◆ INSTRUCTIONS FOR THE TASK:
From the first line of the data through the line containing "const Band = ()", return each line exactly.

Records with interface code
-- BEGIN --

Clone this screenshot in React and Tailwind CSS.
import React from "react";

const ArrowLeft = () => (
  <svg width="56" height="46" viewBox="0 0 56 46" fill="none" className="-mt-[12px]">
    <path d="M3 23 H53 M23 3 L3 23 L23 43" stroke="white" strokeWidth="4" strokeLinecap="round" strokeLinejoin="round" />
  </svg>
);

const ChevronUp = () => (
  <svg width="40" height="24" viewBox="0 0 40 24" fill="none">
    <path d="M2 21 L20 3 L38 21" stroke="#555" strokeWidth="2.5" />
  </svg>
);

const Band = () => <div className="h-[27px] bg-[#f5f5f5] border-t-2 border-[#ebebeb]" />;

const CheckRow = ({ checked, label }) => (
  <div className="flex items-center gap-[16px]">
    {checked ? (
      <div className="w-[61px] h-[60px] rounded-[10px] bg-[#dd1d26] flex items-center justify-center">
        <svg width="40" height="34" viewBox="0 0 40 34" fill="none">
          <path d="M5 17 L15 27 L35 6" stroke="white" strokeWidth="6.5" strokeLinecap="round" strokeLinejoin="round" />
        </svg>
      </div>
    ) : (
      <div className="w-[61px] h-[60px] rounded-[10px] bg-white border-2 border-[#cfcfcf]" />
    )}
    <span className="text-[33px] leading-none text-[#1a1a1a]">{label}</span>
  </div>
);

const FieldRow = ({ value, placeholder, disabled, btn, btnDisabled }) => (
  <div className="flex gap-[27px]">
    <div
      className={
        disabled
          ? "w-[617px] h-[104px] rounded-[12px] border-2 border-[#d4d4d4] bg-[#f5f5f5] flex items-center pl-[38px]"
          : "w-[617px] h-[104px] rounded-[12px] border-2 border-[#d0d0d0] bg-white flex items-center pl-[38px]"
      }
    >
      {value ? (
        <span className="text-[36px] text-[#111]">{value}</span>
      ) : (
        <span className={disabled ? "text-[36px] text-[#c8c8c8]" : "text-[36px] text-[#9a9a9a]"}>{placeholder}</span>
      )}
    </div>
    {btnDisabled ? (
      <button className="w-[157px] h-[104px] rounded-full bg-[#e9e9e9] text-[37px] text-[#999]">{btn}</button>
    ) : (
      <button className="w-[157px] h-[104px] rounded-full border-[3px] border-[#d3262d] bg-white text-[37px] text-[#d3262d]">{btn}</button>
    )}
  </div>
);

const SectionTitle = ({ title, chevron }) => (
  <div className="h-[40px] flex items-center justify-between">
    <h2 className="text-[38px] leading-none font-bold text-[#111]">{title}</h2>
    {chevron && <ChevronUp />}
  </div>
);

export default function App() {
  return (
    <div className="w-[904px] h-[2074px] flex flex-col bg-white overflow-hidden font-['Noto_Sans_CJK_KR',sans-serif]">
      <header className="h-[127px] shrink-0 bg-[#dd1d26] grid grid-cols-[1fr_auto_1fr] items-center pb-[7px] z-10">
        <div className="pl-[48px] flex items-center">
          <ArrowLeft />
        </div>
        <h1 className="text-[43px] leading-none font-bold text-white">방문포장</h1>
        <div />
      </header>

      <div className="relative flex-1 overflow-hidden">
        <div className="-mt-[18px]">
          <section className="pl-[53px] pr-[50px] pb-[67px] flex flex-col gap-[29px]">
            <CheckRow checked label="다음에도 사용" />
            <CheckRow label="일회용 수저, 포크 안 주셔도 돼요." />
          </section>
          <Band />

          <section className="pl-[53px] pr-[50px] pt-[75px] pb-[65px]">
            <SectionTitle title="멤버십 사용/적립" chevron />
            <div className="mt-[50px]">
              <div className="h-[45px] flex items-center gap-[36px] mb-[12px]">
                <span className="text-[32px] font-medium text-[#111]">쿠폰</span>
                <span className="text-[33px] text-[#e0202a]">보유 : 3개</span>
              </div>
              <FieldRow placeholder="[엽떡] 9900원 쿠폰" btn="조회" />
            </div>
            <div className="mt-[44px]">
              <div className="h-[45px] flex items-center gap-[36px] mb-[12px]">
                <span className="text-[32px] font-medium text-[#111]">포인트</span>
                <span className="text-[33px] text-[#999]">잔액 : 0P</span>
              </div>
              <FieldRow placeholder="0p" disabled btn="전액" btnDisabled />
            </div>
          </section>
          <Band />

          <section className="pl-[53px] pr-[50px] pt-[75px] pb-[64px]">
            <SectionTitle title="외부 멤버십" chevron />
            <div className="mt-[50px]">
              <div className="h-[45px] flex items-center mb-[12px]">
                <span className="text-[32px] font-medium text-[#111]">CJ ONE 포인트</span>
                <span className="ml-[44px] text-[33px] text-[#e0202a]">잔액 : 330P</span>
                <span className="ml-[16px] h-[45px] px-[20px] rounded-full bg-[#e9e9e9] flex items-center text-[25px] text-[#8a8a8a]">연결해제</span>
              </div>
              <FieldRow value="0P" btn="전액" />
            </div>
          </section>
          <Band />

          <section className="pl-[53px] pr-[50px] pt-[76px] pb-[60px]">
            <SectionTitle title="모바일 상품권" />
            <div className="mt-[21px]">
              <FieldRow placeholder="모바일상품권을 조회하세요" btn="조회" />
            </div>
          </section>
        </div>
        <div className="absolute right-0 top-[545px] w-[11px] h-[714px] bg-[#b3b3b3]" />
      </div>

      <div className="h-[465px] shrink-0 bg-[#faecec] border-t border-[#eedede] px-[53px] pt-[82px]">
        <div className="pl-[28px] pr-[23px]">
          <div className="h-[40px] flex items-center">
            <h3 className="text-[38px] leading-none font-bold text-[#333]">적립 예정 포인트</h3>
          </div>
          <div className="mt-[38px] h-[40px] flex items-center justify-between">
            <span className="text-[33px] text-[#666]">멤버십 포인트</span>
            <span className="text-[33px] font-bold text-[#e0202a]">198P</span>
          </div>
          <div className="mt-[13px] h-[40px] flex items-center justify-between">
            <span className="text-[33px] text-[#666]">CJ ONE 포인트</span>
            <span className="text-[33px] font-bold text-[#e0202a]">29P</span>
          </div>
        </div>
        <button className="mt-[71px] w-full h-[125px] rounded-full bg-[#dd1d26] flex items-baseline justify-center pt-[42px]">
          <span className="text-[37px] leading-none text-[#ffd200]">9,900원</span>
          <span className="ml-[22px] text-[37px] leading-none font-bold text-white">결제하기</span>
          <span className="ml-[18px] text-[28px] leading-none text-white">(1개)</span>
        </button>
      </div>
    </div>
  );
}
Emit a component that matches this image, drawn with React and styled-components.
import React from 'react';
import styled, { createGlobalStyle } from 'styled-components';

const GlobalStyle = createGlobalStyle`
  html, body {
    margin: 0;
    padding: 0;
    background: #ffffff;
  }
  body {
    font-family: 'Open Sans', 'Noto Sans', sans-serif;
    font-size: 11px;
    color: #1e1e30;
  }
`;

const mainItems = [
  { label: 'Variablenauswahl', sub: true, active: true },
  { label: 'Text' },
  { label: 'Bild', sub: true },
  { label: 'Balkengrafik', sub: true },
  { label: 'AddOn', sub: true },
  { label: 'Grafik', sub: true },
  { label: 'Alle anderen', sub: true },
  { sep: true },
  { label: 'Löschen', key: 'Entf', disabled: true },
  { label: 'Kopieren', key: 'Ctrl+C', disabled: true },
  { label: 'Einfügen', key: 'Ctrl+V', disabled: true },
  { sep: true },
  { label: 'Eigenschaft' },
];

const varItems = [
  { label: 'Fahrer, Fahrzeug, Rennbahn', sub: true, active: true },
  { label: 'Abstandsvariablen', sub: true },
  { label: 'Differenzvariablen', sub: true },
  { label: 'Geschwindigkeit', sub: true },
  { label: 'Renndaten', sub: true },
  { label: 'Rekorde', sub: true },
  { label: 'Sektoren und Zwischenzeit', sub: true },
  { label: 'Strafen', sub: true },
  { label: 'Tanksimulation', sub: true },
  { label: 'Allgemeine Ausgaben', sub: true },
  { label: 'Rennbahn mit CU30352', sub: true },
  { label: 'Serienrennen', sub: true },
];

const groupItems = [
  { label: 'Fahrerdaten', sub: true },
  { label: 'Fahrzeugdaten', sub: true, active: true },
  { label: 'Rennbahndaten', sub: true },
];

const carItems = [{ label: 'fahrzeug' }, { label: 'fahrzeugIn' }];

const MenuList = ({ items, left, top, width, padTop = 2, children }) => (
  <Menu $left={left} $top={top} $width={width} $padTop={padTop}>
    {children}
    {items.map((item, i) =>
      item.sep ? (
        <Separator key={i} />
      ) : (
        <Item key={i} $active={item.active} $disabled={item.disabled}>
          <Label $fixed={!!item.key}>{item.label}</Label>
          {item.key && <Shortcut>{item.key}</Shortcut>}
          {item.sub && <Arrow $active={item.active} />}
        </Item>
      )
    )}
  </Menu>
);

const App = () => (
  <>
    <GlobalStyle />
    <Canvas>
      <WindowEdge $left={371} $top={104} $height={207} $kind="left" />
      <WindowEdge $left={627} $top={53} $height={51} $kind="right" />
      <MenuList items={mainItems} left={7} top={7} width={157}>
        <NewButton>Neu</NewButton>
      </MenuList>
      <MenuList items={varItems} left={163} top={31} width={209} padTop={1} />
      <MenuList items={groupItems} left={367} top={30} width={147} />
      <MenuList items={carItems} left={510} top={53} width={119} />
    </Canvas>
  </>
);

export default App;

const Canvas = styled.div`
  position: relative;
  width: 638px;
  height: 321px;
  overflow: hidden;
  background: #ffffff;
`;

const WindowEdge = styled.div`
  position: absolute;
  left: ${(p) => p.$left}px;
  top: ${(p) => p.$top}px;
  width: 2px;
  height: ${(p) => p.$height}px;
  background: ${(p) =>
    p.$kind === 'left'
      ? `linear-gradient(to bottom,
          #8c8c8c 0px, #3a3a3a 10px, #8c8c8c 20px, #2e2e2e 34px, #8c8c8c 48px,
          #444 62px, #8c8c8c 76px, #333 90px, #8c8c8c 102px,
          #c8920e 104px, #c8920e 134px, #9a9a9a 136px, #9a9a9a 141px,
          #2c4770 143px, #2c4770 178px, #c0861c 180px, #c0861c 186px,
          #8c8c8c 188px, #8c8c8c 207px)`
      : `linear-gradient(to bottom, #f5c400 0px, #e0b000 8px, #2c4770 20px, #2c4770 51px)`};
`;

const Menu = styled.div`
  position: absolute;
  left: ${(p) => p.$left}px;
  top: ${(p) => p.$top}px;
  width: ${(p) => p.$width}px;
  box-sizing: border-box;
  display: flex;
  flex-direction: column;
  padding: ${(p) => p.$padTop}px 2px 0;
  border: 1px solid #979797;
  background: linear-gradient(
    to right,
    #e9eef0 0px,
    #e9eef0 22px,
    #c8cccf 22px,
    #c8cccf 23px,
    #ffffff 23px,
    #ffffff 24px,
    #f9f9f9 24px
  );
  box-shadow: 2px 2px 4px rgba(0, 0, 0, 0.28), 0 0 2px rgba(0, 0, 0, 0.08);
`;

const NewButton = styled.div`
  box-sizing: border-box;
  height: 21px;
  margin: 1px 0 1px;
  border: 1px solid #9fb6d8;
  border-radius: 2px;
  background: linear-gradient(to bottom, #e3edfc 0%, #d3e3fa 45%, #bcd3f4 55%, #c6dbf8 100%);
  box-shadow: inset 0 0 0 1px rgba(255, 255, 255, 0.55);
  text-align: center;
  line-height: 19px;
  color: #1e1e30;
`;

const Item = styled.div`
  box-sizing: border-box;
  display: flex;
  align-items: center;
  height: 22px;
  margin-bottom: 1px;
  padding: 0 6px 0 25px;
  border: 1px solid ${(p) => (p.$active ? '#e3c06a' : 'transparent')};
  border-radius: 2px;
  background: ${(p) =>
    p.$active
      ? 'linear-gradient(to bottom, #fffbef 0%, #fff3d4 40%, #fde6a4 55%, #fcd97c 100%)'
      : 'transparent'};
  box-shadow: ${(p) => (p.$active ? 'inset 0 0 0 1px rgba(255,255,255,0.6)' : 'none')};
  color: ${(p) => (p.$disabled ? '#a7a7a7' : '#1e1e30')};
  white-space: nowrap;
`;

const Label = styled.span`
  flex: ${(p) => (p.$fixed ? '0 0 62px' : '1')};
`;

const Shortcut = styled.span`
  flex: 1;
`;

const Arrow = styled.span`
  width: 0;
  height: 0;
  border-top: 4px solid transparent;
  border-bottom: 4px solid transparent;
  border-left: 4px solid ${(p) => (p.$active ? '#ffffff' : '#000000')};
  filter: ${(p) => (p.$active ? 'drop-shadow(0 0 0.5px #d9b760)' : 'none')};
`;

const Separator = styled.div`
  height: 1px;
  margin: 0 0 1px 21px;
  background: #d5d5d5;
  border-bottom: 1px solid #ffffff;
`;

-- END --

◆ RESULT OF THE EXERCISE:
Clone this screenshot in React and Tailwind CSS.
import React from "react";

const ArrowLeft = () => (
  <svg width="56" height="46" viewBox="0 0 56 46" fill="none" className="-mt-[12px]">
    <path d="M3 23 H53 M23 3 L3 23 L23 43" stroke="white" strokeWidth="4" strokeLinecap="round" strokeLinejoin="round" />
  </svg>
);

const ChevronUp = () => (
  <svg width="40" height="24" viewBox="0 0 40 24" fill="none">
    <path d="M2 21 L20 3 L38 21" stroke="#555" strokeWidth="2.5" />
  </svg>
);

const Band = () => <div className="h-[27px] bg-[#f5f5f5] border-t-2 border-[#ebebeb]" />;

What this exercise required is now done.